March 8th, 2008 at 12:46 pm
I’ll keep it in check.(No thanks on fresh whores or air).
March 8th, 2008 at 2:30 pm
i am a flaming rats ass. our elementary school had a stack o tires that kids used to climb up before they realized that the huge amounts of cuts and broken limbs from kids falling down the sides were caused by the tires. we all are very privileged to grow up in a time with no safety concerns for playground equipment. now they got plastic static electricity generators for jungle gyms. all right no posting for 2 weeks for me. i met quota plus one
March 8th, 2008 at 6:45 pm
jesus christ. why do people feel the need to make a connection to every single one of your comics?
March 8th, 2008 at 7:45 pm
I’m just curious how all those tires made it to the school yard. Left by vandals and loved by kids?
March 9th, 2008 at 12:04 am
you always draw your self so stubby looking… youre very pretty…
March 9th, 2008 at 12:09 am
actually, I’m a creepy hermit living in his mom’s basement, posing as a 25 y/o girl. Okay okay, that’s not entirely true, I live in my DAD’s basement. And I leech free cable from my neighbors so I can watch scrambled porn.
March 9th, 2008 at 9:42 am
I just read through all this when I should be doing homework…I’ve never met you and live in an entirely different country than you but I really enjoyed reading about your life….
update now please thanks bye.
i wish i had tires in my school as a kid
i wish i had giant tires now.
March 9th, 2008 at 10:56 am
Who doesn’t watch scrambled porn?
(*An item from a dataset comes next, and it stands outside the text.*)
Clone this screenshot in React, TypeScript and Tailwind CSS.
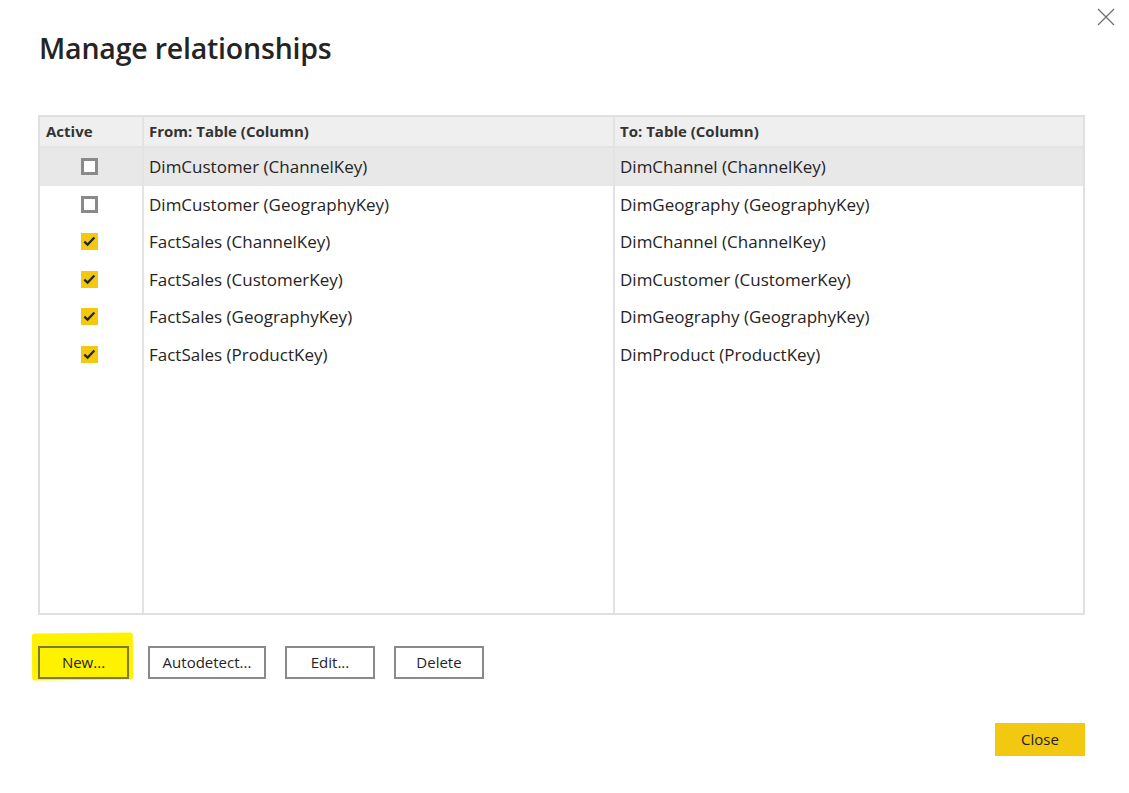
import React from "react";

const rows = [
  { active: false, from: "DimCustomer (ChannelKey)", to: "DimChannel (ChannelKey)", selected: true },
  { active: false, from: "DimCustomer (GeographyKey)", to: "DimGeography (GeographyKey)" },
  { active: true, from: "FactSales (ChannelKey)", to: "DimChannel (ChannelKey)" },
  { active: true, from: "FactSales (CustomerKey)", to: "DimCustomer (CustomerKey)" },
  { active: true, from: "FactSales (GeographyKey)", to: "DimGeography (GeographyKey)" },
  { active: true, from: "FactSales (ProductKey)", to: "DimProduct (ProductKey)" },
];

function Check({ on }: { on: boolean }) {
  if (on) {
    return (
      <div className="w-[17px] h-[17px] bg-[#f2c811]">
        <svg width="17" height="17" viewBox="0 0 17 17">
          <path d="M3.3 8.6 L6.6 11.6 L13.4 4.6" fill="none" stroke="#252423" strokeWidth="2.2" />
        </svg>
      </div>
    );
  }
  return <div className="w-[17px] h-[17px] border-[3px] border-[#8a8a8a] bg-white" />;
}

export default function App() {
  return (
    <div
      className="w-[1129px] h-[793px] bg-white relative text-[#252423] overflow-hidden"
      style={{ fontFamily: '"Open Sans", "Noto Sans", sans-serif' }}
    >
      <button className="absolute right-[14px] top-[8px] w-[18px] h-[18px] flex items-center justify-center">
        <svg width="18" height="18" viewBox="0 0 18 18">
          <path d="M1 1 L17 17 M17 1 L1 17" stroke="#6e6e6e" strokeWidth="1.2" fill="none" />
        </svg>
      </button>

      <div className="pl-[38px] pr-[44px] pt-[30px] flex flex-col">
        <h1 className="text-[28.5px] font-semibold leading-[36px] text-[#252423] tracking-[-0.2px] pl-[1px]">
          Manage relationships
        </h1>

        <div className="mt-[49px] h-[500px] border-2 border-[#e0e0e0] flex flex-col">
          <div className="flex h-[31px] bg-[#efefef] border-b-2 border-[#e3e3e3] text-[15px] font-bold text-[#333]">
            <div className="w-[104px] border-r-2 border-[#e3e3e3] flex items-center pl-[6px]">Active</div>
            <div className="w-[471px] border-r-2 border-[#e3e3e3] flex items-center pl-[5px]">From: Table (Column)</div>
            <div className="flex-1 flex items-center pl-[5px]">To: Table (Column)</div>
          </div>
          <div className="flex-1 flex flex-col">
            {rows.map((r, i) => (
              <div key={i} className={`flex h-[37.5px] text-[17px] ${r.selected ? "bg-[#e8e8e8]" : ""}`}>
                <div className="w-[104px] border-r-2 border-[#e3e3e3] flex items-center justify-center pr-[4px]">
                  <Check on={r.active} />
                </div>
                <div className="w-[471px] border-r-2 border-[#e3e3e3] flex items-center pl-[5px]">{r.from}</div>
                <div className="flex-1 flex items-center pl-[5px]">{r.to}</div>
              </div>
            ))}
            <div className="flex flex-1">
              <div className="w-[104px] border-r-2 border-[#e3e3e3]" />
              <div className="w-[471px] border-r-2 border-[#e3e3e3]" />
              <div className="flex-1" />
            </div>
          </div>
        </div>

        <div className="mt-[31px] flex items-center gap-[19px] text-[15px] text-[#252423]">
          <div className="relative">
            <div className="absolute left-[-6px] top-[-13px] w-[101px] h-[47px] bg-[#fff200] rounded-[3px] -rotate-[0.5deg]" />
            <button className="relative w-[91px] h-[33px] border-2 border-[#7a7a3a] bg-[#fff200]">New...</button>
          </div>
          <button className="w-[118px] h-[33px] border-2 border-[#8a8a8a] bg-white">Autodetect...</button>
          <button className="w-[90px] h-[33px] border-2 border-[#8a8a8a] bg-white">Edit...</button>
          <button className="w-[90px] h-[33px] border-2 border-[#8a8a8a] bg-white">Delete</button>
        </div>

        <div className="mt-[44px] flex justify-end">
          <button className="w-[90px] h-[33px] bg-[#f2c811] text-[15px] text-[#252423]">Close</button>
        </div>
      </div>
    </div>
  );
}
It’s like a workout for the mind AND body.
And tires are still used in playgrounds, they just chop them up into bite-size pieces and bury them in the ground, now.
March 9th, 2008 at 11:40 am
ah Toff…I am glad you are a new reader but you’ve already broken two of my three rules. One by telling me to update and 2 by putting an emoticon in there. Lucky for you, rule three is that there are no rules and i just like giving you guys shit.
March 10th, 2008 at 8:21 am
I actually almost had sex in the tires…
I didn’t even really understand what sex was, but I had my peepee out and had my hand in the other chick’s pants. Her sister called for her though and we got scared so we didn’t.
Several years later, I heard she got pregnant by some dood and was certified white trash. Dodged a bullet on that one!
March 10th, 2008 at 9:26 am
MY first kiss was in a tire! I grew up in Albuquerque, New Mexico. My school, Inez Elementary had a huge field of dirt that they passed off as a playground. They didn’t have a pile of tires, but one big ass tractor tire lying on its side. How uncreative were playground designers then? “Aw hell, I don’t know. Do we have anything that is big…and black so it attracts heat…and rubber so it retains said heat? A big ass tractor tire?! Genius!” It’s also interesting to me that young kids nation wide seem to have the same idea when they see a huge tire in a playground, “Let’s get in that thing and make out!” Anyway, this girl Darla and I kissed in the tire, I think I was five.
March 10th, 2008 at 2:50 pm
Ha! “Tire mountain”.
March 14th, 2008 at 2:19 am
Man, that Buster sure was a heartbreaker..
90s bad boys had buzzcuts too.
May 12th, 2008 at 2:23 pm
I am late on this, so no one will read this, thankfully! But my first smooch wasn’t until highschool and it was in a movie theatre. I was so sweaty and anxious and just went for it, too bad it was on something like the 53rd “date”. This is honestly still how things’re done.
Also, I had long hair or a psuedo Hitler-esque, (inspired by Edward Furlong in T-2), for a long time and my grandpa always threatened to give me a “heinie”, which is what he called buzzcuts.